The James Webb Space Telescope continues to push back the redshift frontier to ever earlier cosmic epochs, with recent announcements of galaxy candidates at redshifts of $15 \lesssim z \lesssim 30$. We leverage the recent GUREFT suite of dissipationless $N$-body simulations, which were designed for interpreting observations in the high redshift Universe, and provide predictions of dark matter halo mass functions and halo growth rates for a state-of-the-art cosmology over a wide range of halo masses from $6 < z< 30$. We combine these results with an empirical framework that maps halo growth rate to galaxy star formation rate and then to rest-frame UV luminosity. We find that even if all of the photometrically selected $15 \lesssim z \lesssim 30$ galaxy candidates are real and actually at these extreme redshifts, there is no fundamental tension with $Λ$CDM, nor are exotic explanations required. With stellar light-to-mass ratios similar to those in well-studied lower redshift galaxies, our simple model can account for the observed extreme ultra-high redshift populations with star formation efficiencies that peak at values of 20-65 percent. Bursty star formation, or higher light-to-mass ratios such as are expected for lower metallicity stellar populations or a top-heavy Initial Mass Function, would result in even lower required star formation efficiencies, comparable to values predicted by high resolution numerical simulations of high-surface density star forming clouds.

Figures (9)

• Figure 1: Top panel: HMFs from $z=6$ to 30 (color coded as shown on the figure key) constructed with halos from the gureft simulations and the VSMDPL simulation. Circular symbols show the binned data from the simulations and the results of the fitting function are shown with solid lines. In addition, we show HMFs between $0 \lesssim z \lesssim 5$ from the Bolshoi-Planck simulation (gray dotted lines). Results are only shown for well-resolved halos that contain at least 100 particles. Bottom panel: The fractional differences between the $N$-body HMFs and fitting functions $(\phi_\text{fitted} - \phi_{n-\text{body}})/\phi_{n-\text{body}}$.
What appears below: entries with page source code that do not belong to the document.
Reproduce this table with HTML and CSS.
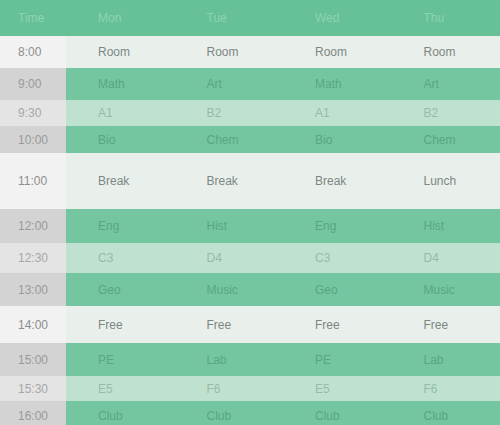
FILE: index.html
```html
<!DOCTYPE html>
<html>
<head>
<meta charset="utf-8">
<link rel="stylesheet" href="styles.css">
</head>
<body>
<div class="grid">
  <div class="row head"><div class="c h">Time</div><div class="c">Mon</div><div class="c">Tue</div><div class="c">Wed</div><div class="c">Thu</div></div>
  <div class="row white r32"><div class="c h">8:00</div><div class="c">Room</div><div class="c">Room</div><div class="c">Room</div><div class="c">Room</div></div>
  <div class="row green r32"><div class="c h">9:00</div><div class="c">Math</div><div class="c">Art</div><div class="c">Math</div><div class="c">Art</div></div>
  <div class="row light r26"><div class="c h">9:30</div><div class="c">A1</div><div class="c">B2</div><div class="c">A1</div><div class="c">B2</div></div>
  <div class="row green r27"><div class="c h">10:00</div><div class="c">Bio</div><div class="c">Chem</div><div class="c">Bio</div><div class="c">Chem</div></div>
  <div class="row white r56"><div class="c h">11:00</div><div class="c">Break</div><div class="c">Break</div><div class="c">Break</div><div class="c">Lunch</div></div>
  <div class="row green r34"><div class="c h">12:00</div><div class="c">Eng</div><div class="c">Hist</div><div class="c">Eng</div><div class="c">Hist</div></div>
  <div class="row light r30"><div class="c h">12:30</div><div class="c">C3</div><div class="c">D4</div><div class="c">C3</div><div class="c">D4</div></div>
  <div class="row green r33"><div class="c h">13:00</div><div class="c">Geo</div><div class="c">Music</div><div class="c">Geo</div><div class="c">Music</div></div>
  <div class="row white r37"><div class="c h">14:00</div><div class="c">Free</div><div class="c">Free</div><div class="c">Free</div><div class="c">Free</div></div>
  <div class="row green r33"><div class="c h">15:00</div><div class="c">PE</div><div class="c">Lab</div><div class="c">PE</div><div class="c">Lab</div></div>
  <div class="row light r25"><div class="c h">15:30</div><div class="c">E5</div><div class="c">F6</div><div class="c">E5</div><div class="c">F6</div></div>
  <div class="row green r30"><div class="c h">16:00</div><div class="c">Club</div><div class="c">Club</div><div class="c">Club</div><div class="c">Club</div></div>
</div>
</body>
</html>
```
FILE: styles.css
```css
html, body {
  margin: 0;
  padding: 0;
  background: #f2f4f3;
  font-family: "Liberation Sans", Arial, sans-serif;
  font-size: 12px;
}
.grid {
  display: flex;
  flex-direction: column;
  width: 500px;
  height: 425px;
  overflow: hidden;
}
.row {
  display: grid;
  grid-template-columns: 66px repeat(4, 1fr);
  flex: none;
}
.c {
  display: flex;
  align-items: center;
  padding-left: 32px;
}
.c.h {
  padding-left: 18px;
}
.head {
  height: 36px;
  background: #66c197;
}
.head .c {
  color: #8fd3b2;
}
.white .c { background: #e9f0ec; color: #7d8682; }
.white .c.h { background: #f2f2f2; color: #8e8e8e; }
.green .c { background: #74c6a0; color: #58a682; }
.green .c.h { background: #d3d3d3; color: #9a9a9a; }
.light .c { background: #bfe2d0; color: #95bca9; }
.light .c.h { background: #e4e4e4; color: #a8a8a8; }
.r25 { height: 25px; }
.r26 { height: 26px; }
.r27 { height: 27px; }
.r30 { height: 30px; }
.r32 { height: 32px; }
.r33 { height: 33px; }
.r34 { height: 34px; }
.r37 { height: 37px; }
.r56 { height: 56px; }
```
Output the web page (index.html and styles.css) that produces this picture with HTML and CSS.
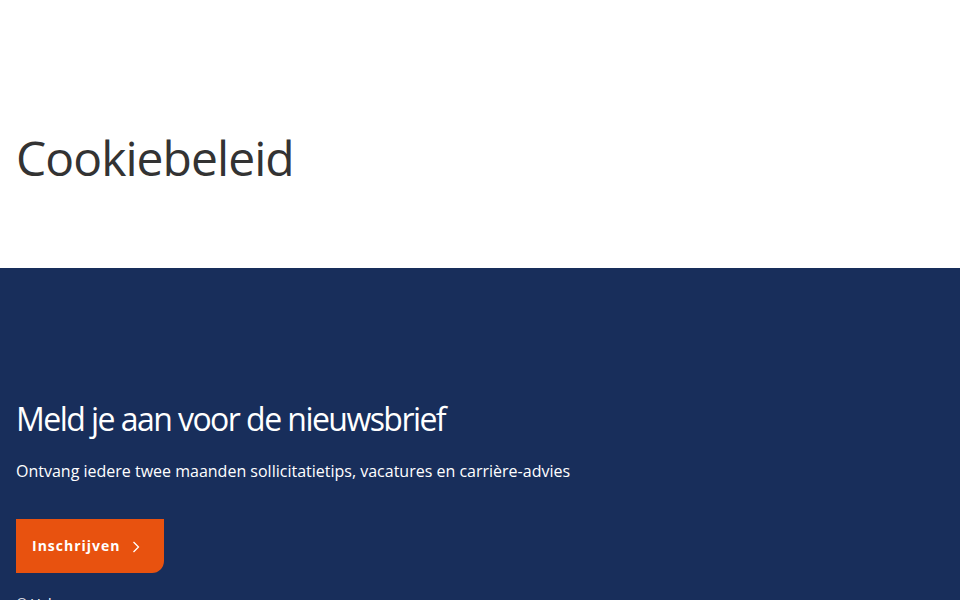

• Figure 2: Halo mass accretion rate normalized to halo mass, $(dM_\text{h}/dt)/M_\text{h}$, averaged over a dynamical time, as a function of $M_\text{h}$ across a wide range of redshifts. The data points show results extracted from $N$-body simulations, including VSMDPL (circles), gureft-35 (triangles), and gureft-15 (stars). The solid lines show our fitting functions, which are obtained by fitting to data from $z = 2$ to 18. The results of extrapolating the fitting functions to $z = 30$ are also shown. Both the data points and lines are colour-coded by redshift as shown in the figure key.
• Figure 3: The left panel shows predicted UV LFs between $z=6$ to 30 from our maximal $\epsilon_* = 1$ scenario. The right panel shows the rest-frame FUV magnitudes and SFR as a function of $M_\text{halo}$ between $z=6$ to 30 (also in the $\epsilon_* = 1$ scenario), where the luminosity ranges (and their corresponding halo mass ranges) that are constrained by current observations are highlighted (see Section \ref{['sec:methods:obs']} for details on the observational datasets).
• Figure 4: Simulated ultra-high-redshift rest-frame UV luminosity functions at $z=12$, 14, 17, and 25 assuming maximal $\epsilon_* = 1$ (blue solid line) and the posterior median and 16th and 84th percentile for a variable $\epsilon_*(M_\text{h},z)$ fitted to existing observations (purple line and shaded regions). These results are compared to ultra-high-redshift observational measurements reported by Donnan2024, Adams2024, Perez-Gonzalez2023, Whitler2025, Finkelstein2024, Robertson2024, Casey2024, Castellano2025, Perez-Gonzalez2025, Franco2025, and Weibel2025. The fact that the blue lines are everywhere higher than the observations implies that there is no fundamental tension between $\Lambda$CDM and these observations.
• Figure 5: Median (solid lines) and 16th and 84th percentiles (shaded regions) for the values of the baryon conversion efficiency $\epsilon_{*}$ obtained from our MCMC fitting procedure. Darker lines and shaded regions show the approximate range of halo mass where there are current observational constraints, assuming the median relation for $\epsilon_{*}$. The maximum required values of $\epsilon_{*}$ where there are constraints range from $\sim 20$--60 %, which is not in fundamental tension with $\Lambda$CDM.